Everything else from prior assignments is unchanged.

Libraries: SEAL

For this assignment, we'll be using a new library that implement a SWHE protocol, BFV. The code comments and the SEAL tutorials will guide you through using the library. You may find the following repository useful during this assignment:

SEAL - Be sure to check out the examples, they will be immensely helpful!

Getting Started

To get started, get your stencil repository here and clone it into the devenv/home folder. From here you can access the code from both your computer and from the Docker container.

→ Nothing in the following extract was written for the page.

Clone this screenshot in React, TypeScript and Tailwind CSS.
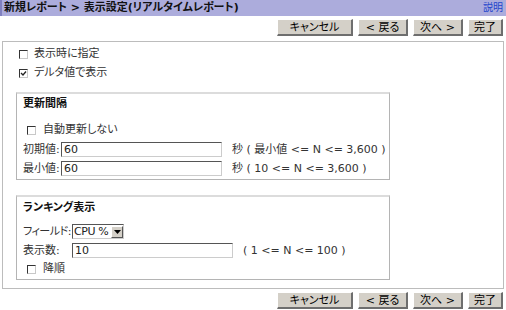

Before building the project, you will need to install the SEAL library. Do so by running the following commands in order:

git clone https://github.com/microsoft/SEAL.git ~/SEAL
cd ~/SEAL
cmake -S . -B build
cmake --build build
sudo cmake --install build

Running

To build the project, cd into the build folder and run cmake ... This will generate a set of Makefiles building the whole project. From here, you can run make to generate a binary you can run, and you can run make check to run any tests you write in the test folder.

Testing

You may write tests in any of the test/**.cxx files in the Doctest format. We provide test/test_provided.cxx, feel free to write more tests in this file directly. If you want to add any new test files, make sure to add the file to the cmake variable, TESTFILES, on line 7 of test/CMakeLists.txt so that cmake can pick up on the new files. Examples have been included in the assignment stencil. To build and run the tests, run make check in the build directory. If you'd like to see if your code can interoperate with our code (which is what it will be tested against), feel free to download our binaries here - we try to keep these up to date, so if you're unsure about the functionality of our binaries, please ask us on Ed!

Note that testing locally using make check may result in a Killed message - this doesn't mean your code isn't working, it just means that the library ran out of memory. Try running it with smaller parameters (d <= 3, s <= 10).